Miguel Hernandez had previously been convicted and sentenced to six years’ confinement in Spain for immigration fraud offenses in violation of Spanish law, but had fled to the United States before serving his sentence.  According to documents filed in the case and evidence presented in court, Hernandez used physical force on at least two occasions against two different women, both Spanish nationals, and prostituted at least three minors for his profit.   

“The ACTeam Initiative – including a Phase I Pilot Team in the Southern District of Florida – has worked to multiply the efforts of the federal government by convening various agencies and marshalling resources to more effectively combat human trafficking and related crimes,” said Principal Deputy Assistant Attorney General Vanita Gupta, head of the Justice Department’s Civil Rights Division.  “This prosecution is one of many in which the ACTeam initiative has helped vindicate the rights of the vulnerable women and girls that Hernandez and his co-conspirators exploited for their profit.”

“The U.S. Attorney’s Office is committed to supporting the ACTeam Initiative, a multi-agency approach aimed at building human trafficking enforcement and investigate efforts, in order to combat the illicit enterprises and prosecute the traffickers,” said U.S. Attorney Wifredo A. Ferrer of the Southern District of Florida.

“Human smuggling and trafficking are a top priority of ICE-HSI to disrupt and dismantle these transnational criminal organizations,” said Acting Special Agent in Charge Robert C. Hutchinson of the U.S. Immigration and Customs Enforcement Homeland Security Investigations (HSI) Miami.  “We work very closely with our law enforcement and non-governmental organization partners with great success to protect victims such as demonstrated in this investigation.”
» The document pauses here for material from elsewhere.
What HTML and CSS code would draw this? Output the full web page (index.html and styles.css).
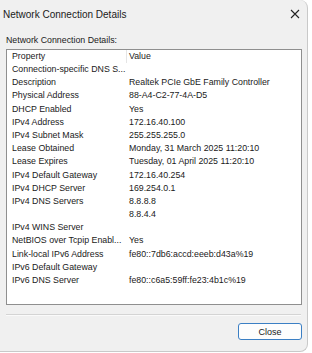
FILE: index.html
```html
<!DOCTYPE html>
<html lang="en">
<head>
  <title>Network Connection Details</title>
  <meta charset="UTF-8">
  <link rel="stylesheet" href="styles.css">
</head>
<body>
  <div class="window">
    <div class="titlebar">
      <span class="title">Network Connection Details</span>
      <svg class="close-x" width="10" height="10" viewBox="0 0 10 10">
        <path d="M1 1 L9 9 M9 1 L1 9" stroke="#222" stroke-width="1.1" fill="none"/>
      </svg>
    </div>

    <div class="content">
      <div class="label">Network Connection Details:</div>

      <div class="listbox">
        <div class="row head">
          <span class="col-prop">Property</span>
          <span class="col-val">Value</span>
        </div>
        <div class="row"><span class="col-prop">Connection-specific DNS S...</span><span class="col-val"></span></div>
        <div class="row"><span class="col-prop">Description</span><span class="col-val">Realtek PCIe GbE Family Controller</span></div>
        <div class="row"><span class="col-prop">Physical Address</span><span class="col-val">88-A4-C2-77-4A-D5</span></div>
        <div class="row"><span class="col-prop">DHCP Enabled</span><span class="col-val">Yes</span></div>
        <div class="row"><span class="col-prop">IPv4 Address</span><span class="col-val">172.16.40.100</span></div>
        <div class="row"><span class="col-prop">IPv4 Subnet Mask</span><span class="col-val">255.255.255.0</span></div>
        <div class="row"><span class="col-prop">Lease Obtained</span><span class="col-val">Monday, 31 March 2025 11:20:10</span></div>
        <div class="row"><span class="col-prop">Lease Expires</span><span class="col-val">Tuesday, 01 April 2025 11:20:10</span></div>
        <div class="row"><span class="col-prop">IPv4 Default Gateway</span><span class="col-val">172.16.40.254</span></div>
        <div class="row"><span class="col-prop">IPv4 DHCP Server</span><span class="col-val">169.254.0.1</span></div>
        <div class="row"><span class="col-prop">IPv4 DNS Servers</span><span class="col-val">8.8.8.8</span></div>
        <div class="row"><span class="col-prop"></span><span class="col-val">8.8.4.4</span></div>
        <div class="row"><span class="col-prop">IPv4 WINS Server</span><span class="col-val"></span></div>
        <div class="row"><span class="col-prop">NetBIOS over Tcpip Enabl...</span><span class="col-val">Yes</span></div>
        <div class="row"><span class="col-prop">Link-local IPv6 Address</span><span class="col-val">fe80::7db6:accd:eeeb:d43a%19</span></div>
        <div class="row"><span class="col-prop">IPv6 Default Gateway</span><span class="col-val"></span></div>
        <div class="row"><span class="col-prop">IPv6 DNS Server</span><span class="col-val">fe80::c6a5:59ff:fe23:4b1c%19</span></div>
      </div>

      <div class="separator"></div>

      <div class="actions">
        <button class="btn">Close</button>
      </div>
    </div>
  </div>
</body>
</html>
```

FILE: styles.css
```css
body {
  margin: 0;
  background: #ffffff;
  font-family: "Liberation Sans", Arial, sans-serif;
  color: #1a1a1a;
}
.window {
  width: 308px;
  height: 352px;
  background: #f0f0f0;
  border-right: 1px solid #c9c9c9;
  border-bottom: 1px solid #c9c9c9;
  border-radius: 0 8px 8px 0;
  box-sizing: border-box;
}
.titlebar {
  height: 28px;
  display: flex;
  align-items: center;
  justify-content: space-between;
  padding: 0 6px 0 3px;
}
.title {
  font-size: 10px;
}
.close-x {
  margin-right: 1px;
}
.content {
  padding: 0 5px 0 6px;
}
.label {
  font-size: 8.8px;
  height: 21px;
  line-height: 24px;
}
.listbox {
  background: #ffffff;
  border: 1px solid #8f8f8f;
  height: 256px;
  box-sizing: border-box;
  padding-left: 5px;
}
.row {
  display: flex;
  height: 13.2px;
  line-height: 13.2px;
  font-size: 8.8px;
  white-space: nowrap;
}
.row.head {
  height: 13px;
  line-height: 13px;
}
.col-prop {
  width: 117px;
  flex: none;
  overflow: hidden;
}
.head .col-prop {
  border-right: 1px solid #e5e5e5;
  width: 114px;
  margin-right: 2px;
}
.col-val {
  flex: 1;
}
.separator {
  margin: 9px 1px 0 0;
  border-top: 1px solid #d4d4d4;
  border-bottom: 1px solid #fafafa;
}
.actions {
  display: flex;
  justify-content: flex-end;
  padding-top: 7px;
}
.btn {
  width: 64px;
  height: 17px;
  border: 1px solid #3b7fc4;
  border-radius: 3px;
  background: #fdfdfd;
  font-family: "Liberation Sans", Arial, sans-serif;
  font-size: 9px;
  color: #1a1a1a;
  padding: 0;
}
```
“Diplomatic Security’s global presence enables our agency to serve as a liaison between U.S. and foreign law enforcement counterparts assisting both in their efforts to stop human trafficking,” said Director Bill A. Miller of the State Department’s Diplomatic Security Service.  “Today’s conviction demonstrates how Diplomatic Security’s placement around the world can stem the tide of human trafficking and target the criminals who prey on these victims.”
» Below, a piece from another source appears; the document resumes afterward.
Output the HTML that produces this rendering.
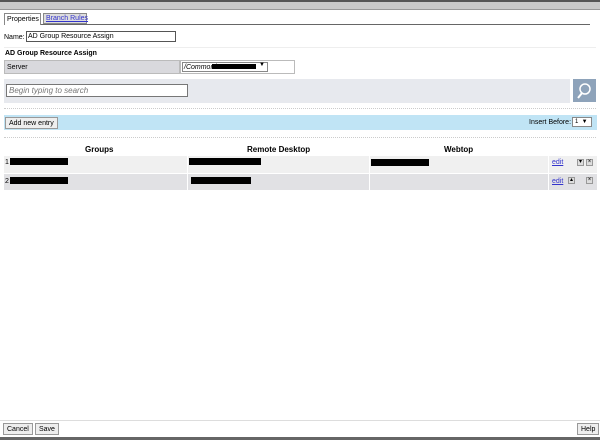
<!DOCTYPE html>
<html><head><style>
body{margin:0;width:600px;height:440px;position:relative;background:#fff;font-family:"Liberation Sans",sans-serif;font-size:7px;color:#000;overflow:hidden}
div,span{position:absolute;box-sizing:border-box;white-space:nowrap}
.blk{background:#000}
.btn{border:1px solid #999;background:#eee;font-size:7px;line-height:11px;padding:0 3px;height:12px}
.ic{width:7px;height:7px;border:1px solid #999;background:#ddd;font-size:6px;line-height:5px;text-align:center}
</style></head><body>
<div style="left:0;top:0;width:600px;height:10px;background:#c9c9c9;border-top:2px solid #555;border-bottom:1px solid #999"></div>
<div style="left:4px;top:24px;width:586px;height:1px;background:#666"></div>
<div style="left:4px;top:13px;width:37px;height:12px;border:1px solid #888;border-bottom:none;background:#fff;padding:2px 2px">Properties</div>
<div style="left:43px;top:13px;width:44px;height:11px;border:1px solid #888;background:#ddd;padding:1px 2px;color:#33c;text-decoration:underline">Branch Rules</div>
<div style="left:4px;top:34px">Name:</div>
<div style="left:26px;top:31px;width:150px;height:11px;border:1px solid #555;padding:0 1px;line-height:10px">AD Group Resource Assign</div>
<div style="left:4px;top:47px;width:592px;height:1px;background:#eee"></div>
<div style="left:5px;top:50px;font-weight:bold">AD Group Resource Assign</div>
<div style="left:4px;top:60px;width:176px;height:14px;background:#d9d9dd;border:1px solid #bbb;padding:3px 2px">Server</div>
<div style="left:180px;top:60px;width:115px;height:14px;background:#fff;border:1px solid #bbb"></div>
<div style="left:182px;top:62px;width:86px;height:10px;border:1px solid #888;font-style:italic;padding:0 1px;line-height:9px">/Common/</div>
<div class="blk" style="left:212px;top:64px;width:44px;height:5px"></div>
<div style="left:259px;top:62px;font-size:6px">▼</div>
<div style="left:4px;top:79px;width:566px;height:24px;background:#e7e9ee"></div>
<div style="left:6px;top:84px;width:182px;height:13px;background:#fff;border:1px solid #777;padding:1px 2px;color:#777;font-style:italic;font-size:8px">Begin typing to search</div>
<div style="left:573px;top:79px;width:23px;height:23px;background:#8ea3ba"><svg width="23" height="23"><circle cx="12" cy="10" r="5" fill="none" stroke="#fff" stroke-width="1.5"/><line x1="9" y1="14" x2="5" y2="19" stroke="#fff" stroke-width="2"/></svg></div>
<div style="left:4px;top:108px;width:592px;border-top:1px dotted #ccc"></div>
<div style="left:4px;top:115px;width:593px;height:15px;background:#c0e4f5"></div>
<div class="btn" style="left:5px;top:117px">Add new entry</div>
<div style="left:529px;top:119px">Insert Before:</div>
<div style="left:572px;top:117px;width:20px;height:10px;border:1px solid #888;background:#fff;font-size:6px;padding:0 2px;line-height:9px">1 &nbsp;▼</div>
<div style="left:4px;top:137px;width:592px;border-top:1px dotted #ccc"></div>
<div style="left:85px;top:145px;font-weight:bold;font-size:8px">Groups</div>
<div style="left:247px;top:145px;font-weight:bold;font-size:8px">Remote Desktop</div>
<div style="left:444px;top:145px;font-weight:bold;font-size:8px">Webtop</div>
<div style="left:4px;top:156px;width:593px;height:17px;background:#f0f0f0"></div>
<div style="left:4px;top:174px;width:593px;height:16px;background:#e1e1e4"></div>
<div style="left:187px;top:156px;width:1px;height:34px;background:#fff"></div>
<div style="left:369px;top:156px;width:1px;height:34px;background:#fff"></div>
<div style="left:548px;top:156px;width:1px;height:34px;background:#fff"></div>
<div style="left:5px;top:159px">1</div>
<div style="left:5px;top:178px">2</div>
<div class="blk" style="left:10px;top:158px;width:58px;height:7px"></div>
<div class="blk" style="left:10px;top:177px;width:58px;height:7px"></div>
<div class="blk" style="left:189px;top:158px;width:72px;height:7px"></div>
<div class="blk" style="left:191px;top:177px;width:60px;height:7px"></div>
<div class="blk" style="left:371px;top:159px;width:58px;height:7px"></div>
<div style="left:552px;top:159px;color:#33c;text-decoration:underline">edit</div>
<div style="left:552px;top:178px;color:#33c;text-decoration:underline">edit</div>
<div class="ic" style="left:577px;top:159px">▾</div>
<div class="ic" style="left:586px;top:159px">×</div>
<div class="ic" style="left:568px;top:177px">▴</div>
<div class="ic" style="left:586px;top:177px">×</div>
<div style="left:0;top:420px;width:600px;height:1px;background:#ddd"></div>
<div class="btn" style="left:3px;top:423px">Cancel</div>
<div class="btn" style="left:35px;top:423px">Save</div>
<div class="btn" style="left:577px;top:423px">Help</div>
<div style="left:0;top:437px;width:600px;height:3px;background:#666"></div>
</body></html>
At a sentencing hearing scheduled for July 13, 2016, Hernandez faces a maximum sentence of 60 years in prison and a fine of up to $2 million.

The case was investigated by HSI and the Diplomatic Security Service.  The case is being prosecuted by Assistant U.S. Attorney Olivia S. Choe of the Southern District of Florida and Trial Attorney Matthew T. Grady of the Civil Rights Division’s Human Trafficking Prosecution Unit.

The Southern District of Florida is one of six Phase I Pilot Anti-Trafficking Coordination Teams (ACTeams) convened through an interagency collaboration of the Departments of Justice, Homeland Security and Labor to develop high-impact federal human trafficking investigations and prosecutions involving forced labor, international sex trafficking and sex trafficking of adults by force, fraud and coercion.